Desde luego, nunca se ha dicho sobre el imperativo de instrumentar una estrategia petrolera más racional, la cual tendría, entre otras características, ajustar la producción a las necesidades del mercado doméstico y no del internacional, es decir, de las necesidades estadunidenses, lo que implicaría reducir las exportaciones, privilegiándose a los productos de mayor valor agregado; racionalizar el consumo nacional; y diseñar una política de ingresos del Estado distinta a la petrodependencia fiscal. Ésas y otras medidas aspirarían a salvaguardar las reservas petroleras.
Pero nada de ello ha ocurrido.
La sobreexplotación se evidencia en la caída de las reservas de hidrocarburos, en particular de las probadas, las realmente existentes, y en la reducción de tiempo de existencia (la relación entre reservas y la producción). Las inversiones pública y privada han sido inútiles para revertir esa situación.
Pemex define a las reservas probadas como aquellas susceptibles de explotarse en las condiciones económicas actuales. En este sexenio éstas pasaron de 13.9 mil millones de barriles de petróleo crudo equivalente a 13.4 mil millones. Su duración de vida pasó de 10.4 años a 10.1. En 2000 eran de 25 mil millones de barriles y su lapso de vida estimado de 17 años. Desde ese año dichas reservas se desplomaron 46 por ciento.
La inversión en exploración sólo ha logrado mantener su periodo de duración en 10 años desde 2006.
Las reservas probadas de la región Marina Noreste, que incluye a Cantarell, que en su momento fue la más importante, se desplomaron 54 por ciento entre 2000 y 2014. Las de la región Norte cayeron 52 por ciento y las de la Sur, 27 por ciento.
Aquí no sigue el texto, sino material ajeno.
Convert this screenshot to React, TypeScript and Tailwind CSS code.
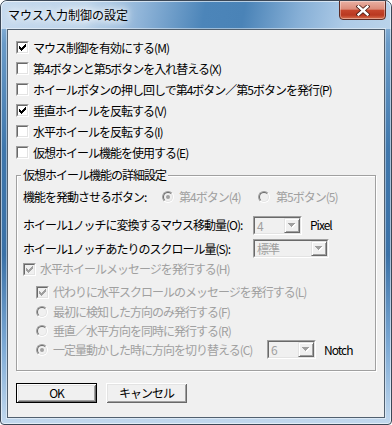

La mejoría registrada en la región Marina Suroeste, en 2.1 por ciento, ha sido insuficiente para compensar la contracción de las reservas (ver gráfica 4).
La declinación de las reservas totales y probadas, y la manera salvaje en que han sido explotados los yacimientos, como el de Cantarell, explican la baja de la producción, en el abastecimiento interno y en las exportaciones de hidrocarburos.